▸ Objective
From the first line of the data below through the line holding "const CJK = /([\u2E80-\u9FFF\u3000-\u303F\uFF00-\uFFEF]+)/;", output each line exactly and leave the pictures out.

▸ Supplied material
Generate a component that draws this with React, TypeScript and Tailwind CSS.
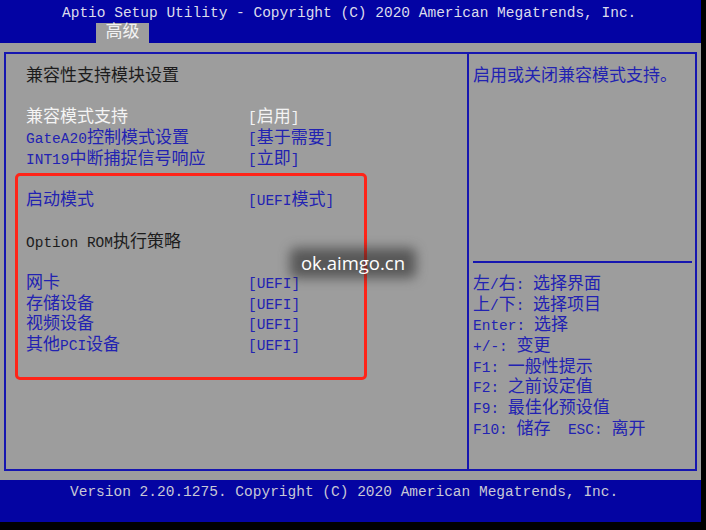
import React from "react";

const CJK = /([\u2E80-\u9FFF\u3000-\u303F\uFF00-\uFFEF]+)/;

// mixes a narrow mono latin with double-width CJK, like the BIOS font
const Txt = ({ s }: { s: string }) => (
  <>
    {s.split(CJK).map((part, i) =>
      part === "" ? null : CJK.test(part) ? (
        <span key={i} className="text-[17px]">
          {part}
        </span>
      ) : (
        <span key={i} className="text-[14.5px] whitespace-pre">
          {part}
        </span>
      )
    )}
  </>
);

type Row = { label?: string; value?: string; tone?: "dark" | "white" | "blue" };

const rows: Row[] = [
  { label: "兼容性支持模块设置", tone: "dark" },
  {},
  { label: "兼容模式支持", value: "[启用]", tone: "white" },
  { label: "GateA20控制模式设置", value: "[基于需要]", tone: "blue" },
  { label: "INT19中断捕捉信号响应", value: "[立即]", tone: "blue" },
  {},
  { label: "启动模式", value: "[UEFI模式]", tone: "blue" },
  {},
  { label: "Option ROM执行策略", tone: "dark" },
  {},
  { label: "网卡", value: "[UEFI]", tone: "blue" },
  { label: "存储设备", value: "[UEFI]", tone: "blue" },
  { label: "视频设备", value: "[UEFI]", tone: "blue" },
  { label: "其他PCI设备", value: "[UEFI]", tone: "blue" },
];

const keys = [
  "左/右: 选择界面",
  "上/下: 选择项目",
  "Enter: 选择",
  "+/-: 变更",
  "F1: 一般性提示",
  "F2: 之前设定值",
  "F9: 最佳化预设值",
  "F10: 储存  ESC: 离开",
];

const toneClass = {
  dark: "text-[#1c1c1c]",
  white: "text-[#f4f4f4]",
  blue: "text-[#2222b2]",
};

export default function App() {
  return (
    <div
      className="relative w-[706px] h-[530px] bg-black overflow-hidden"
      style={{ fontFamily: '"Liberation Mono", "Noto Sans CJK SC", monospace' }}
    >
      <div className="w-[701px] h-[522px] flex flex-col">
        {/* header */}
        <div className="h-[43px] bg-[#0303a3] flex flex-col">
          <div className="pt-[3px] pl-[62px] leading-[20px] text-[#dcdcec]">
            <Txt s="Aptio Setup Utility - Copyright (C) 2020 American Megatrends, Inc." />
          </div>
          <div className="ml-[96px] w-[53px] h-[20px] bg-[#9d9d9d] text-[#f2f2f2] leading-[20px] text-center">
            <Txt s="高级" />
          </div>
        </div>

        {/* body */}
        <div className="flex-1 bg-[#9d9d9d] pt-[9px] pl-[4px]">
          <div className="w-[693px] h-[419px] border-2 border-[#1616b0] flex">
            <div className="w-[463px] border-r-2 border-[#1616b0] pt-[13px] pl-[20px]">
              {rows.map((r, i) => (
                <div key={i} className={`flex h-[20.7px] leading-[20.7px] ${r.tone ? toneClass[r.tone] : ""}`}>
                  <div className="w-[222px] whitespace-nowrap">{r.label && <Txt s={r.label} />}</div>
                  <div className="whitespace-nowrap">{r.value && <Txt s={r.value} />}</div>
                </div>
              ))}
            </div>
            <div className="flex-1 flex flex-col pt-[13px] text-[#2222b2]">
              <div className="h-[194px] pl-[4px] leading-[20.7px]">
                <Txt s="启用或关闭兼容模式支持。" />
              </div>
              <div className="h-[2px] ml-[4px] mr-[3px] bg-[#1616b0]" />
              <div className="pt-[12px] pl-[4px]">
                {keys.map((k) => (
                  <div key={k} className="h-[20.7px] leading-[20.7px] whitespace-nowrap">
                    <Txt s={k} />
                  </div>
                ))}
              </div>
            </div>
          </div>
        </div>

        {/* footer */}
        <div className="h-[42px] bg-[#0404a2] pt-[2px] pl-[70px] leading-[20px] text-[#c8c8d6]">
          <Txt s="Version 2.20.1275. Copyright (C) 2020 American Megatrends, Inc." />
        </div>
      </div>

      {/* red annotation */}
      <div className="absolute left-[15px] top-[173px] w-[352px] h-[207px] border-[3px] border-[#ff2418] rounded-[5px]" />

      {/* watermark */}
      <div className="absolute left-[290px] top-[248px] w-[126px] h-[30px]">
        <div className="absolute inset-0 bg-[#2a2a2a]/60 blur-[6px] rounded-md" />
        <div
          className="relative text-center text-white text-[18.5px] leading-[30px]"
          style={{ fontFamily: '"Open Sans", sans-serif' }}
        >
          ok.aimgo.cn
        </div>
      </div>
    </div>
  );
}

▸ Reply
Generate a component that draws this with React, TypeScript and Tailwind CSS.
import React from "react";

const CJK = /([\u2E80-\u9FFF\u3000-\u303F\uFF00-\uFFEF]+)/;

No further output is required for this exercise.